++++ PROVIDED MATERIAL

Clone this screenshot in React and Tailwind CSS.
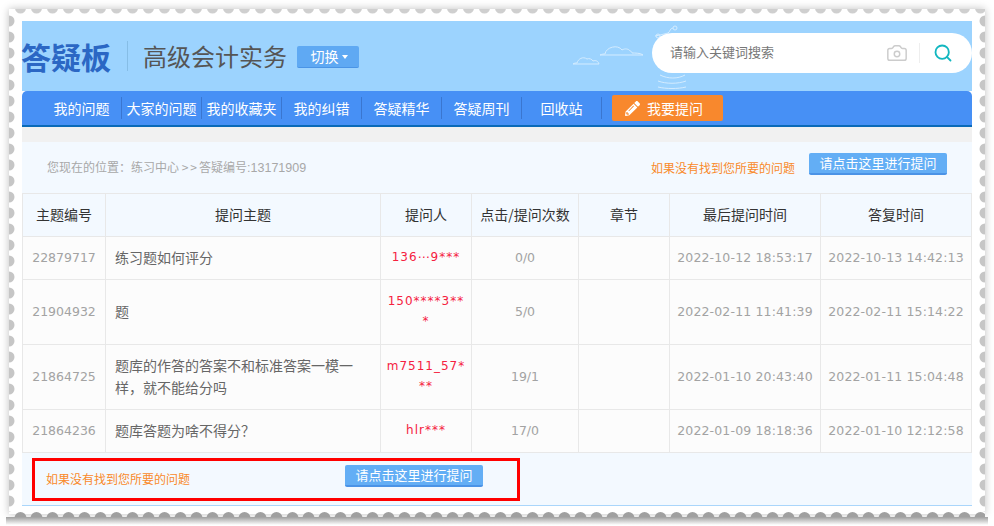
import { Camera, Search } from 'lucide-react';
import { FaPencilAlt } from 'react-icons/fa';

const navItems = ['我的问题', '大家的问题', '我的收藏夹', '我的纠错', '答疑精华', '答疑周刊', '回收站'];

const rows = [
  { id: '22879717', subject: '练习题如何评分', name: '136⋯9***', count: '0/0', asked: '2022-10-12 18:53:17', replied: '2022-10-13 14:42:13', height: 'h-[43px]' },
  { id: '21904932', subject: '题', name: '150****3***', count: '5/0', asked: '2022-02-11 11:41:39', replied: '2022-02-11 15:14:22', height: 'h-[65px]' },
  { id: '21864725', subject: '题库的作答的答案不和标准答案一模一样，就不能给分吗', name: 'm7511_57***', count: '19/1', asked: '2022-01-10 20:43:40', replied: '2022-01-11 15:04:48', height: 'h-[65px]' },
  { id: '21864236', subject: '题库答题为啥不得分？', name: 'hlr***', count: '17/0', asked: '2022-01-09 18:18:36', replied: '2022-01-10 12:12:58', height: 'h-[43px]' },
];

const headers = [
  ['主题编号', 'w-[83px]'],
  ['提问主题', 'w-[275px]'],
  ['提问人', 'w-[91px]'],
  ['点击/提问次数', 'w-[107px]'],
  ['章节', 'w-[91px]'],
  ['最后提问时间', 'w-[151px]'],
  ['答复时间', 'w-[151px]'],
];

function AskButton() {
  return (
    <a className="flex h-[22px] w-[138px] items-center justify-center rounded-[2px] border-b-2 border-[#4b93e6] bg-[#63aef5] text-[13px] text-white">
      请点击这里进行提问
    </a>
  );
}

// stamp edge around the screenshot
function StampFrame() {
  const across = Array.from({ length: 61 }, (_, i) => 20.5 + i * 16);
  const down = Array.from({ length: 32 }, (_, i) => 21 + i * 16);
  return (
    <svg className="pointer-events-none absolute inset-0" width="994" height="526">
      <defs>
        <linearGradient id="shade" x1="0" y1="0" x2="0" y2="1">
          <stop offset="0" stopColor="#a0a0a0" />
          <stop offset="1" stopColor="#ffffff" />
        </linearGradient>
        <clipPath id="top"><rect x="9" y="9" width="976" height="8" /></clipPath>
        <clipPath id="side"><rect x="9" y="9" width="976" height="503" /></clipPath>
        <clipPath id="bottom"><rect x="9" y="510" width="976" height="7.5" /></clipPath>
      </defs>
      <g clipPath="url(#top)">
        {across.map((x) => <circle key={x} cx={x} cy="8" r="5.5" fill="#cfcfcf" />)}
      </g>
      <g clipPath="url(#side)">
        {down.map((y) => <circle key={y} cx="9" cy={y} r="5.5" fill="#c6c6c6" />)}
        {down.map((y) => <circle key={y} cx="985" cy={y} r="5.5" fill="#c6c6c6" />)}
      </g>
      <g clipPath="url(#bottom)">
        {across.map((x) => <circle key={x} cx={x} cy="518" r="6" fill="#a0a0a0" />)}
      </g>
      <rect x="6" y="517" width="982" height="8" fill="url(#shade)" />
    </svg>
  );
}

export default function App() {
  return (
    <div className="relative h-[526px] w-[994px] overflow-hidden bg-white font-['Noto_Sans_CJK_SC',sans-serif] text-[14px]">
      <div className="absolute left-[9px] top-[9px] h-[505px] w-[976px] shadow-[0_0_8px_rgba(0,0,0,0.25)]" />
      <div className="relative ml-[22px] w-[950px] pt-[21px]">
        <header className="relative flex h-[70px] items-center bg-[#9cd3fe]">
          <svg className="absolute left-[550px] top-[2px]" width="130" height="68" fill="none" stroke="#d4ecff" strokeWidth="1">
            <path d="M1 41c1-1 3-1 4-1 1-4 6-7 10-4 2-1 5 0 6 2 3-1 5 0 6 3z" />
            <path d="M28 32c2-1 4-1 5-1 1-7 13-10 17-4 3-2 7-1 8 1 1 0 2 1 2 2 3 0 9 0 11 2z" />
            <path d="M83 13l5-1 8-2c2-1 2-5 5-5M121 14l6-1M88 52c8 4 18 4 25 0M86 58c8 3 20 3 28 0M86 64c8 2 20 2 28 0" />
            <circle cx="86" cy="13" r="2" />
            <circle cx="103" cy="5" r="2" />
          </svg>
          <h1 className="ml-[-1px] text-[30px] font-bold leading-none text-[#2b67c4]">答疑板</h1>
          <span className="ml-[16px] h-[30px] w-px bg-[#86bde6]" />
          <span className="ml-[15px] text-[24px] leading-none text-[#555]">高级会计实务</span>
          <button className="ml-[10px] mt-[2px] flex h-[22px] w-[62px] items-center justify-center gap-[3px] rounded-[2px] border-b border-[#4a94e6] bg-[#5fa9f3] pl-[2px] text-[14px] text-white">
            切换
            <span className="h-0 w-0 border-x-[3.5px] border-t-[4px] border-x-transparent border-t-white" />
          </button>
          <div className="relative mb-[6px] ml-auto flex h-[40px] w-[320px] items-center rounded-[20px] bg-white pl-[18px] pr-[19px]">
            <span className="mb-[2px] text-[13px] text-[#777]">请输入关键词搜索</span>
            <Camera className="ml-auto mr-[-1px] text-[#cccccc]" size={22} strokeWidth={1.6} />
            <span className="ml-[12px] mr-[13px] h-[20px] w-px bg-[#eeeeee]" />
            <Search className="text-[#12b7c0]" size={20} strokeWidth={2.2} />
          </div>
        </header>

        <nav className="flex h-[36px] items-center rounded-t-[5px] border-b-2 border-[#0a6ab8] bg-[#4790f5] pl-[20px]">
          {navItems.map((item) => (
            <a key={item} className="flex h-[22px] w-[80px] items-center justify-center border-r border-[#3a76d0] text-white">
              {item}
            </a>
          ))}
          <button className="ml-[10px] flex h-[26px] w-[111px] items-center justify-start gap-[7px] rounded-[2px] bg-[#f8882d] pl-[13px] text-white">
            <FaPencilAlt size={15} />
            我要提问
          </button>
        </nav>

        <div className="h-[15px] bg-[#f1f1f1]" />

        <div className="flex h-[51px] items-center bg-[#f3f9ff] pl-[25px] pr-[25px] text-[12px]">
          <span className="text-[#a8a8a8]">
            您现在的位置：练习中心 <span className="tracking-[2px]">&gt;&gt;</span>答疑编号<span className="font-['Liberation_Sans',sans-serif] text-[12.5px]">:13171909</span>
          </span>
          <span className="ml-auto text-[#f98a2b]">如果没有找到您所要的问题</span>
          <span className="mb-[7px] ml-[14px]"><AskButton /></span>
        </div>

        <table className="w-[950px] table-fixed border-collapse">
          <thead>
            <tr className="h-[43px] bg-[#f3f9ff]">
              {headers.map(([label, width]) => (
                <th key={label} className={`${width} border border-[#e8e8e8] pb-[1px] font-normal text-[#333]`}>{label}</th>
              ))}
            </tr>
          </thead>
          <tbody className="bg-[#fcfcfc]">
            {rows.map((row) => (
              <tr key={row.id} className={row.height}>
                <td className="border border-[#e8e8e8] text-center font-['DejaVu_Sans',sans-serif] text-[12.5px] text-[#a3a3a3]">{row.id}</td>
                <td className="border border-[#e8e8e8] pb-[2px] pl-[9px] pr-[21px] leading-[22px] text-[#666]">{row.subject}</td>
                <td className="break-all border border-[#e8e8e8] px-[5px] pb-[2px] text-center font-['DejaVu_Sans',sans-serif] text-[12px] leading-[20px] tracking-[1px] text-[#f5213f]">{row.name}</td>
                <td className="border border-[#e8e8e8] text-center font-['DejaVu_Sans',sans-serif] text-[12.5px] text-[#a3a3a3]">{row.count}</td>
                <td className="border border-[#e8e8e8]" />
                <td className="border border-[#e8e8e8] text-center font-['DejaVu_Sans',sans-serif] text-[12.5px] tracking-[0.15px] text-[#a3a3a3]">{row.asked}</td>
                <td className="border border-[#e8e8e8] text-center font-['DejaVu_Sans',sans-serif] text-[12.5px] tracking-[0.15px] text-[#a3a3a3]">{row.replied}</td>
              </tr>
            ))}
          </tbody>
        </table>

        <div className="relative flex h-[53px] items-start border-b border-[#aad6fb] bg-[#f3f9ff] pl-[24px] text-[12px]">
          <span className="mt-[17px] w-[299px] text-[#f98a2b]">如果没有找到您所要的问题</span>
          <span className="mt-[12px]"><AskButton /></span>
          <div className="absolute left-[10px] top-[5px] h-[43px] w-[488px] border-[3px] border-[#ff0000]" />
        </div>
      </div>
      <StampFrame />
    </div>
  );
}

++++++++

__EXERCISE__:
Give again, word for word, every line from the top of the data above to the line holding "['我的问题', '大家的问题', '我的收藏夹', '我的纠错', '答疑精华', '答疑周刊', '回收站'];", inclusive, with the pictures left out.

__TASK SOLUTION__:
Clone this screenshot in React and Tailwind CSS.
import { Camera, Search } from 'lucide-react';
import { FaPencilAlt } from 'react-icons/fa';

const navItems = ['我的问题', '大家的问题', '我的收藏夹', '我的纠错', '答疑精华', '答疑周刊', '回收站'];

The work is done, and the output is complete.